Under data protection laws there are six different lawful grounds for an organisation to process data. These are explained below along with examples of when each lawful basis would be applied to the processing of your data:

If you are a student ‘for the performance of a contract (or negotiations entering into a contract)’ applies to personal data that we process for the purposes of administering and delivering your course of study and related activities or services that support delivery of your course or your studies, such as careers support, events or other opportunities. This applies for much of the data we collect when you apply for a course of study, through to your graduation. If you are a member of staff, ‘for the performance of a contract (or negotiations entering into a contract’) applies to almost all circumstances regarding the personal data you provide. (An example of an exception to this is if you consent to completing the equal opportunities form as part of the application process.)

‘For the performance of a public task in the public interest’ applies to where we use your personal data to meet our obligations or duties, or to exercise our powers, as a public authority, or to support the functions of other authorities that have a public task defined within law or statute. Examples of this would include our obligation to share data with the Higher Education Statistics Authority (HESA), Ofsted, professional bodies, auditors, assessors or other external regulators, to support safeguarding and crime prevention measures etc. Where allowable we would first anonymise the data.

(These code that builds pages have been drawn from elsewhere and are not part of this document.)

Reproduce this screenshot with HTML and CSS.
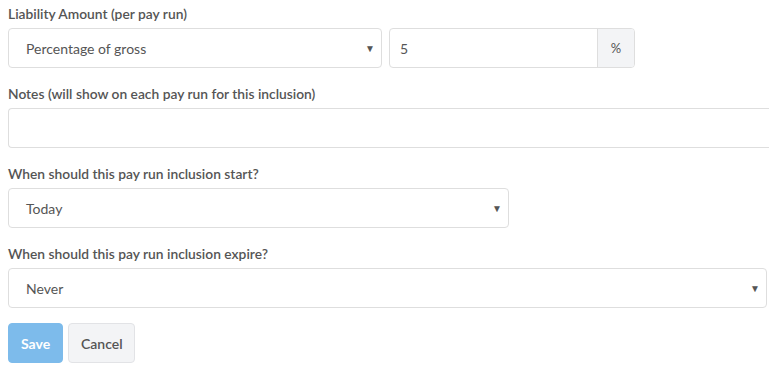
FILE: index.html
```html
<!DOCTYPE html>
<html lang="en">
<head>
    <meta charset="UTF-8">
    <meta name="viewport" content="width=device-width, initial-scale=1.0">
    <title>Pay Run Inclusion</title>
    <link rel="stylesheet" href="styles.css">
</head>
<body>
    <form class="inclusion-form">
        <div class="field">
            <label class="field-label">Liability Amount (per pay run)</label>
            <div class="amount-row">
                <div class="select select-type">
                    <span>Percentage of gross</span>
                    <span class="caret">&#9660;</span>
                </div>
                <div class="input-group">
                    <div class="input-value">5</div>
                    <div class="addon">%</div>
                </div>
            </div>
        </div>

        <div class="field">
            <label class="field-label">Notes (will show on each pay run for this inclusion)</label>
            <div class="textbox notes"></div>
        </div>

        <div class="field">
            <label class="field-label">When should this pay run inclusion start?</label>
            <div class="select select-start">
                <span>Today</span>
                <span class="caret">&#9660;</span>
            </div>
        </div>

        <div class="field field-last">
            <label class="field-label">When should this pay run inclusion expire?</label>
            <div class="select select-expire">
                <span>Never</span>
                <span class="caret">&#9660;</span>
            </div>
        </div>

        <div class="actions">
            <button type="button" class="btn btn-save">Save</button>
            <button type="button" class="btn btn-cancel">Cancel</button>
        </div>
    </form>
</body>
</html>
```

FILE: styles.css
```css
body {
    margin: 0;
    padding: 6px 0 0 8px;
    background: #fff;
    font-family: 'Lato', 'Open Sans', sans-serif;
    color: #555;
    overflow: hidden;
}

.inclusion-form {
    width: 761px;
}

.field {
    margin-bottom: 18px;
}

.field-last {
    margin-bottom: 15px;
}

.field-label {
    display: block;
    font-size: 13.8px;
    font-weight: 600;
    color: #555;
    line-height: 16px;
    margin-bottom: 6px;
}

.amount-row {
    display: flex;
    gap: 7px;
}

.select,
.textbox,
.input-group {
    box-sizing: border-box;
    height: 40px;
    border: 1px solid #dedede;
    border-radius: 4px;
    background: #fff;
}

.select {
    display: flex;
    align-items: center;
    justify-content: space-between;
    padding: 0 6px 0 17px;
    font-size: 14px;
    color: #555;
}

.caret {
    font-size: 10px;
    color: #555;
}

.select-type {
    width: 374px;
}

.input-group {
    width: 246px;
    display: flex;
    overflow: hidden;
}

.input-value {
    flex: 1;
    display: flex;
    align-items: center;
    padding-left: 10px;
    font-size: 14px;
}

.addon {
    width: 36px;
    display: flex;
    align-items: center;
    justify-content: center;
    background: #f3f4f6;
    border-left: 1px solid #dedede;
    font-size: 13px;
}

.notes {
    width: 761px;
    border-right: none;
    border-radius: 4px 0 0 4px;
}

.select-start {
    width: 501px;
}

.select-expire {
    width: 759px;
}

.actions {
    display: flex;
    gap: 5px;
}

.btn {
    height: 40px;
    border-radius: 4px;
    font-family: inherit;
    font-size: 14px;
    font-weight: 700;
    padding: 0 12px;
    cursor: pointer;
}

.btn-save {
    width: 55px;
    background: #7dbbeb;
    border: 1px solid #7dbbeb;
    color: #fff;
}

.btn-cancel {
    width: 67px;
    background: #f3f4f6;
    border: 1px solid #e2e3e6;
    color: #555;
    font-weight: 600;
}
```
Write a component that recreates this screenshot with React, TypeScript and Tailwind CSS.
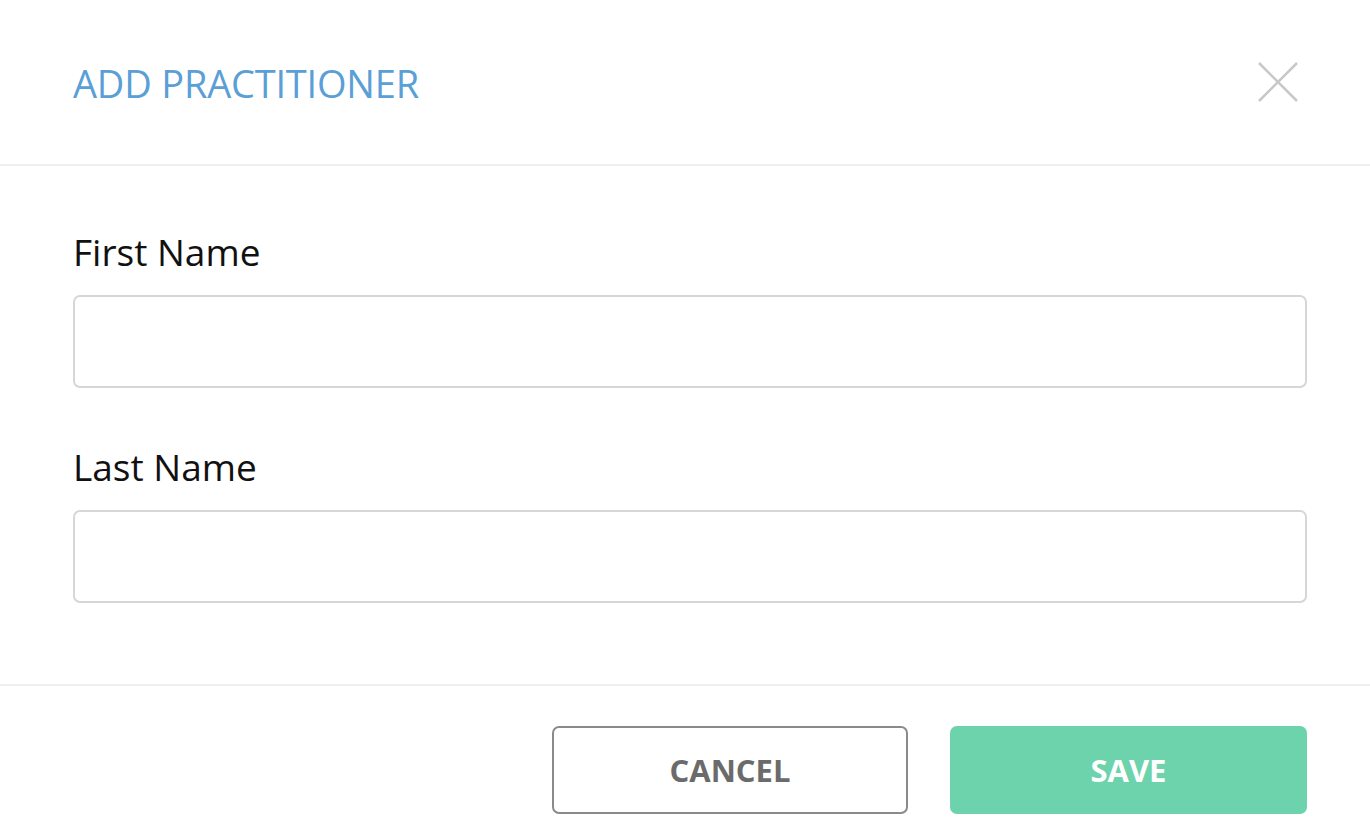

‘Vital interests’ means ‘to protect life’. This applies, for example, where we share your personal information with the emergency services or security, our hall tutors, our accommodation service providers and welfare teams if there is significant and credible evidence to suggest that you, or someone else may be in danger.

‘Legal obligations’ applies to where we are ordered by a court of law to disclose information or to meet financial reporting obligations.

We apply ‘legitimate interests’ where we judge the use of the personal data to be within our legitimate interests (or the legitimate interests of another party) and where we do not deem this be a privacy intrusive or a risk to your own rights and freedoms. This is where the use of data poses no risks to individuals and is for the purposes of improving services or investigating technical issues (such as the work of IT Services).

‘Consent’ applies when you have given us your freely given, informed, specific consent. You have the right to withdraw that consent at any time. An example may be where you have given us consent to discuss your circumstances with a representative or family member or where you wish to receive some types of communications from us after you have completed your studies.